The bizarre, the profane, and the actually useful: here’s what Bwog has in our notes for Fall 2020.

“There is a whole Marxist hypothesis in Harry Potter”
“I want you to be Obsessed with language”
“Sick Vampire Weekend reference” (alternatively, “Sick My Chemical Romance reference”)
“‘Finance bro’ is gender-inclusive”

This is actually my ideal hairstyle

“I’ve spoken an untruth, and no one cares or noticed, in this land, I can be someone new”
“Catholic Mass → cool”
“Go to Office Hours PLEASE”
“No drop sets (mountain scapes are for CHUMPS)”

That’s okay, you can still be president

“??? Sunflower seeds”
“Local Dipshit Forced To Sit Inside Due To Constant Tomfoolery”
“Aristotle fuck off!”
“Look this up later” (was not looked up later)
“Cons of college: Mark Zuckerberg”

Fuck Aristotle, but Galileo can hang

“Saturn is Weird!”
“Need therapy? write a memoir instead!”
“This guy is a ‘normal people scare me’ freak”
“What if we passed the policy then redistributed bread?”

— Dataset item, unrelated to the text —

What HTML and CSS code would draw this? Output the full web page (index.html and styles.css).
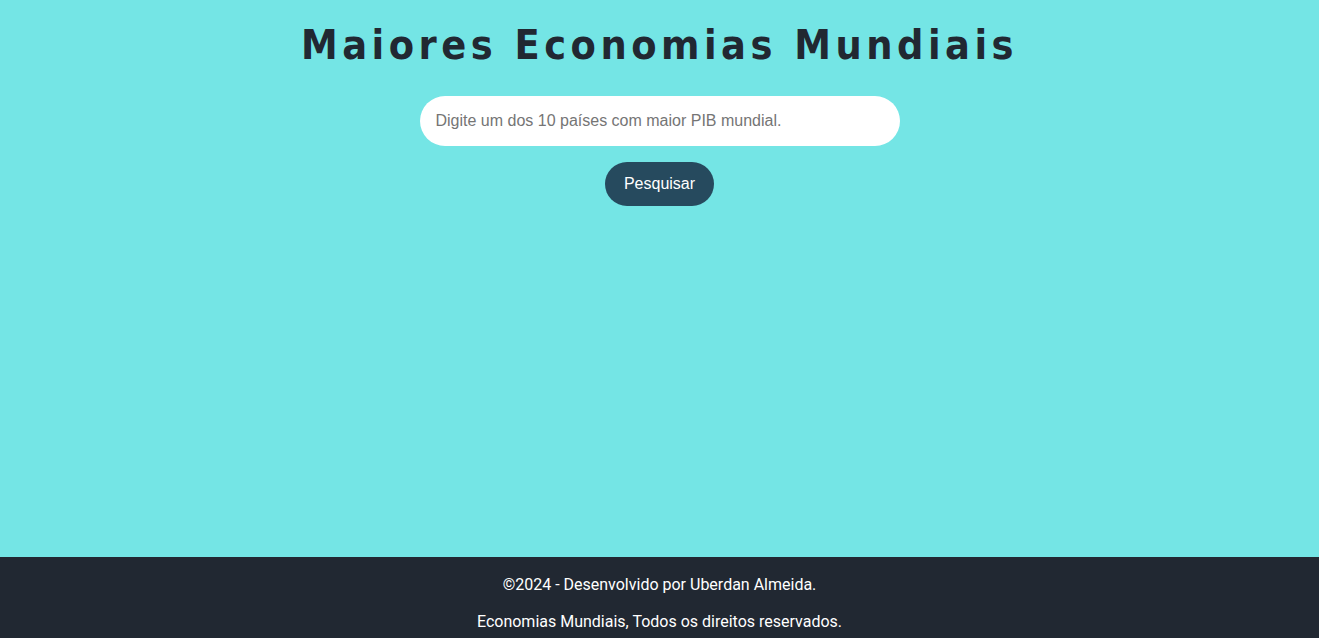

Notes on semiotics: a pen vs. a chicken

“Shaw is putting forth basic ideas (how do we wade through all the bullshit to get to the point)”
“Philistines are indifferent and bitches”
“Tragicomedy bc we are weak and it’s a cop out”
“You might be a good person but do you know Plato”

Astrology? Ancient runes? Okay!

“I don’t know what is going on”
“Fandom? Belonging at colleges?”
“Twitter: everyone hates landlords”
“Money printer go brrr”

Self-portrait, c. 2020

“Roget, bitches!”
“Is it my depressive spiral or is it my intuition”
“Cluster, bubble, hybrid”
“Campy, T-Swift, ‘You Belong With Me’ music video vibes”

Visions of soup

Note-taking testimonies:
– One Bwogger: “I doodle my name in as many kinds of cursive as I can think of to feel productive.”
– Another Bwogger: “I write my first name and my girlfriend’s last name to see how it would look.” (Editor’s Note: When this Bwogger told me this fact, I wept.)